Today apple brandy is again being produced across the country, appearing regularly in modern cocktails as well as the classics. Aged apple brandy is also meant to be savored on its own, like the calvados produced in northern France. You can still sense the spirit’s legacy in Virginia, with craft distillers like Catoctin Creek joining the ranks of Laird & Co. Today, even Mount Vernon’s rebuilt distillery is producing the spirit once again.
There has been a veritable explosion of cideries in the state – Albemarle Ciderworks, Castle Hill, Potter’s, and Blue Bee to name just a few – producing hard cider from heritage apples in the traditional dry style that Thomas Jefferson would have recognized and prized.
To enjoy a bit of liquid heritage this fall, raise a glass of apple cider or try one of the cocktail recipes below.
And please join me and Derek Brown for more spirited history and a virtual cocktail tutorial – along with equally refreshing no-proof versions – at our Heritage Harvest Festival Virtual Event, History in a Glass, on Friday, November 6.
Until then, I’ll be drinking an apple a day. Cheers!
Recipe by Derek Brown from “Spirits Sugar Water Bitters”
- 2 oz rum (or try with rye whiskey)
- Dash of Angostura Bitters
- Apple cider
- Mint sprig for garnish
Pour the spirit into a highball or Collins glass, add the dash of bitters, top with ice, fill glass with cider, and garnish with mint.
Recipe by Jeremy Morganthaler
- 2 oz Applejack or apple brandy
- 3/4 oz grenadine (Try Small Hand Foods’ grenadine or learn how to make your own here)

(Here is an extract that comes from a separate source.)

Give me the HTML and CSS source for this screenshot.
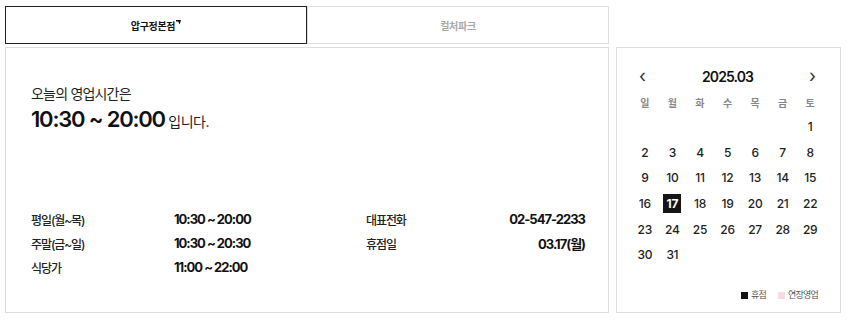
FILE: index.html
```html
<!DOCTYPE html>
<html lang="ko">
<head>
    <meta charset="UTF-8">
    <title>영업시간</title>
    <link rel="stylesheet" href="styles.css">
</head>
<body>
    <div class="wrap">
        <div class="store">
            <div class="tabs">
                <button class="tab active">압구정본점<svg class="mark" width="5" height="5" viewBox="0 0 5 5"><path d="M0 0H5L3.6 4.6 2.2 1.6 0 1.4z" fill="#111"/></svg></button>
                <button class="tab">컬처파크</button>
            </div>

            <div class="panel">
                <p class="today-label">오늘의 영업시간은</p>
                <p class="today-time"><strong>10:30 ~ 20:00</strong> 입니다.</p>

                <div class="info">
                    <span class="label">평일(월~목)</span>
                    <span class="value">10:30 ~ 20:00</span>
                    <span class="label">대표전화</span>
                    <span class="value right">02-547-2233</span>

                    <span class="label">주말(금~일)</span>
                    <span class="value">10:30 ~ 20:30</span>
                    <span class="label">휴점일</span>
                    <span class="value right">03.17(월)</span>

                    <span class="label">식당가</span>
                    <span class="value">11:00 ~ 22:00</span>
                </div>
            </div>
        </div>

        <div class="calendar">
            <div class="cal-head">
                <span class="arrow">‹</span>
                <span class="month">2025.03</span>
                <span class="arrow">›</span>
            </div>
            <div class="weekdays">
                <span>일</span><span>월</span><span>화</span><span>수</span><span>목</span><span>금</span><span>토</span>
            </div>
            <div class="days">
                <span></span><span></span><span></span><span></span><span></span><span></span><span>1</span>
                <span>2</span><span>3</span><span>4</span><span>5</span><span>6</span><span>7</span><span>8</span>
                <span>9</span><span>10</span><span>11</span><span>12</span><span>13</span><span>14</span><span>15</span>
                <span>16</span><span><em class="closed">17</em></span><span>18</span><span>19</span><span>20</span><span>21</span><span>22</span>
                <span>23</span><span>24</span><span>25</span><span>26</span><span>27</span><span>28</span><span>29</span>
                <span>30</span><span>31</span>
            </div>
            <div class="legend">
                <span class="key"><i class="dot dark"></i>휴점</span>
                <span class="key"><i class="dot pink"></i>연장영업</span>
            </div>
        </div>
    </div>
</body>
</html>
```

FILE: styles.css
```css
* {
    margin: 0;
    padding: 0;
    box-sizing: border-box;
    font-family: 'Inter', 'Noto Sans CJK KR', sans-serif;
}

body {
    background: #fff;
    color: #111;
}

.wrap {
    display: flex;
    gap: 7px;
    padding: 6px 5px;
}

.store {
    width: 604px;
}

.tabs {
    display: flex;
    margin-bottom: 3px;
}

.tab {
    flex: 1;
    height: 38px;
    background: #fff;
    border: 1px solid #ddd;
    font-size: 10px;
    font-weight: 700;
    letter-spacing: -0.3px;
    color: #aaa;
    cursor: pointer;
}

.tab.active {
    border-color: #222;
    color: #111;
}

.mark {
    vertical-align: 5px;
    margin-left: 1px;
}

.panel {
    height: 266px;
    border: 1px solid #ddd;
    padding: 36px 23px 33px 25px;
    display: flex;
    flex-direction: column;
}

.today-label {
    font-size: 14px;
    line-height: 20px;
    letter-spacing: -0.8px;
    color: #222;
}

.today-time {
    font-size: 14px;
    line-height: 30px;
    letter-spacing: -0.5px;
    color: #222;
}

.today-time strong {
    font-size: 22px;
    font-weight: 600;
    letter-spacing: -1.2px;
    color: #111;
}

.info {
    margin-top: auto;
    display: grid;
    grid-template-columns: 143px 192px 1fr auto;
    grid-auto-rows: 24px;
    align-items: center;
}

.label {
    font-size: 12px;
    font-weight: 500;
    letter-spacing: -1.1px;
    color: #222;
}

.value {
    font-size: 13px;
    font-weight: 700;
    letter-spacing: -1px;
    color: #111;
}

.right {
    text-align: right;
}

.calendar {
    width: 225px;
    height: 266px;
    margin-top: 41px;
    border: 1px solid #ddd;
    padding: 18px 16px 10px 14px;
    display: flex;
    flex-direction: column;
}

.cal-head {
    display: flex;
    justify-content: space-between;
    align-items: center;
    height: 20px;
    padding: 0 8px;
}

.arrow {
    font-size: 18px;
    color: #333;
    line-height: 20px;
}

.month {
    font-size: 14px;
    font-weight: 600;
    letter-spacing: -0.9px;
    color: #111;
}

.weekdays,
.days {
    display: grid;
    grid-template-columns: repeat(7, 1fr);
    text-align: center;
}

.weekdays {
    margin-top: 4px;
    grid-auto-rows: 24px;
    align-items: center;
    font-size: 10px;
    font-weight: 700;
    color: #888;
}

.days {
    grid-auto-rows: 25.6px;
    font-size: 12px;
    font-weight: 500;
    letter-spacing: -0.3px;
    color: #222;
}

.days span {
    display: flex;
    align-items: center;
    justify-content: center;
}

.closed {
    font-style: normal;
    display: inline-flex;
    align-items: center;
    justify-content: center;
    width: 18px;
    height: 19px;
    background: #151515;
    color: #fff;
    font-weight: 700;
}

.legend {
    margin-top: auto;
    display: flex;
    justify-content: flex-end;
    gap: 12px;
    padding-right: 6px;
    font-size: 9px;
    letter-spacing: -0.8px;
    color: #555;
    line-height: 14px;
}

.key {
    display: flex;
    align-items: center;
    gap: 3px;
}

.dot {
    width: 7px;
    height: 7px;
}

.dark {
    background: #151515;
}

.pink {
    background: #f4dbe7;
}
```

- 3/4 oz fresh lime juice (or try fresh lemon juice)
Shake ingredients with ice until chilled, strain into chilled cocktail glass.
Recipe by Laird & Co.
- 1.5 oz gin
- 1/2 oz Laird’s Applejack
- 3/4 oz fresh lemon juice
- 1/2 oz grenadine
- 1 egg white or ¾ oz pasteurized egg white
- Apple slide or brandied cherry for garnish
Shake ingredients without ice to froth egg white. Add ice and shake again, strain into chilled cocktail glass, garnish with apple slide or brandied cherry.